Graph Compression. The graph compression method can be applied in several fields. Boldi and Vigna [16] stores the Web graph in adjacency lists. They use multiple lists to copy one list by leveraging locality and similarity. The multiple lists record the list they copy by 0 and 1 sequence. Alder and Mitzenmacher [17] construct the minimum spanning tree to compress the randomly generated Web graph. Different from the studies above, Apostolico and Drovandi [18] make no use of locality and similarity. They compress the Web graph by breath-first search (BFS). To facilitate graph decompression, type labels are used to remember the types of the compressed blocks. In summary, the Web graph compression algorithms in [16] do not apply to graphs in other applications because those graphs usually do not have the locality or the similarity characteristics. Besides, some Web compression algorithms [16, 18] just encode the adjacency list to reduce storage space without supporting any queries without decompression. Fan et al. [19] proposes two compression methods on labelled directed graph based on reachability and graph pattern queries. They can get results quickly on compressed graph. But all the methods above aim at weight graph, which are useless when graph is unlabelled.

6 Conclusions

This paper gives a formal definition of the star-based graph compression.

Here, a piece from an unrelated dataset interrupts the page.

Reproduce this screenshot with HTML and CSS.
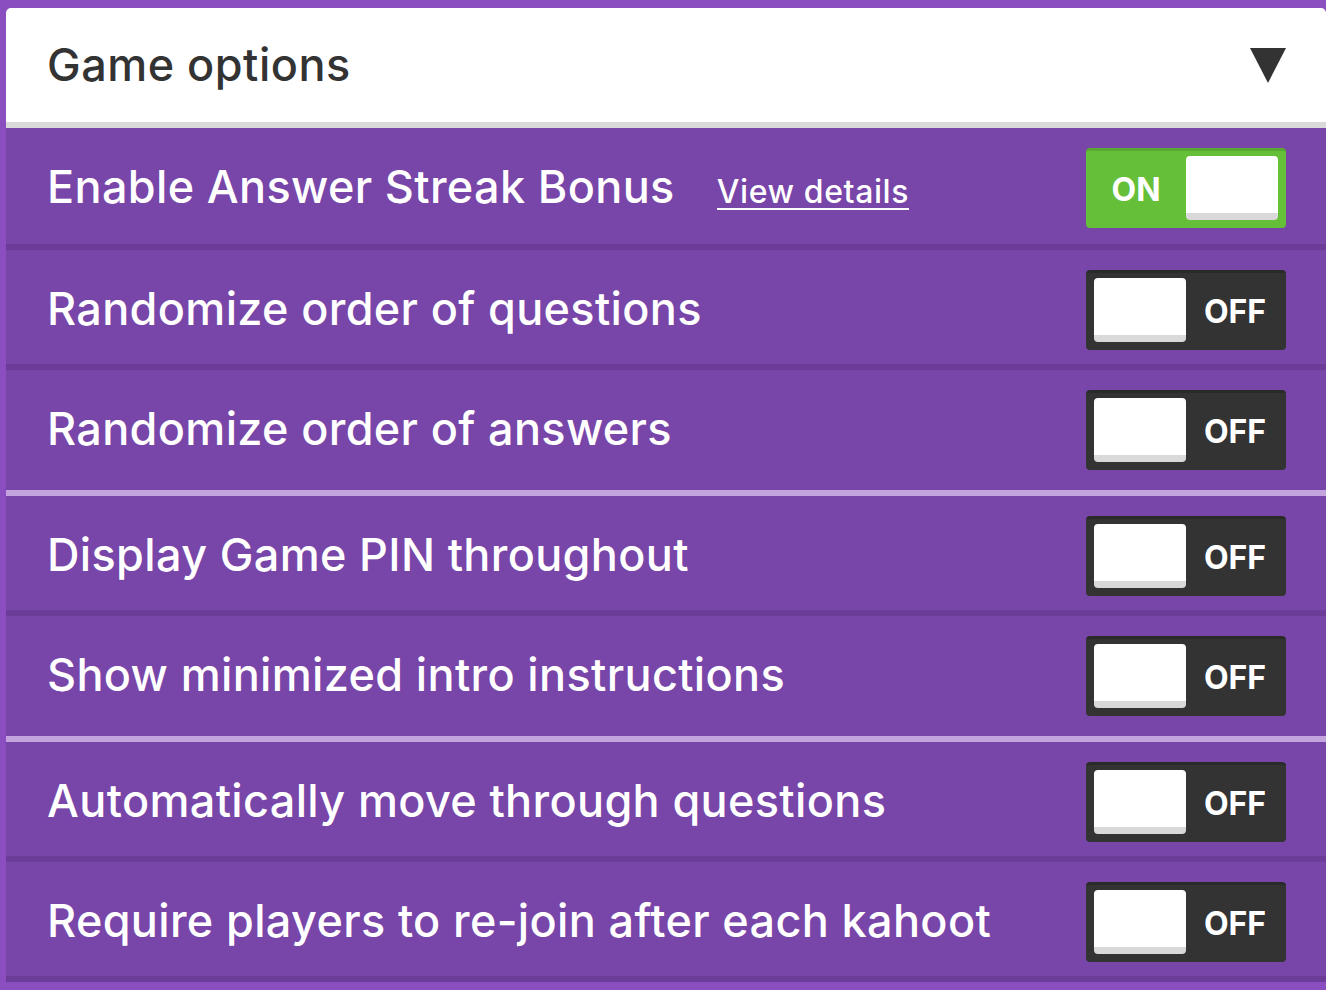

We show that finding the optimal star-based compressed graph is an NP-complete problem. The StarZip algorithm uses a greedy compression strategy and achieves an approximation ratio of \(\ln \varDelta + 2\), where \(\varDelta \) is the maximum vertex degree. In practice, StarZip also achieves impressive compression ratios, which are positively correlated with average vertex degrees. Star-based compressed graphs preserve the distributions of vertex degrees of original graphs. The query results returned by the StarSSSP algorithm on star-based compressed graphs well approximate the exact query results on original graphs. StarSSSP is 4X–313X faster than Dijkstra’s algorithm running on original graphs.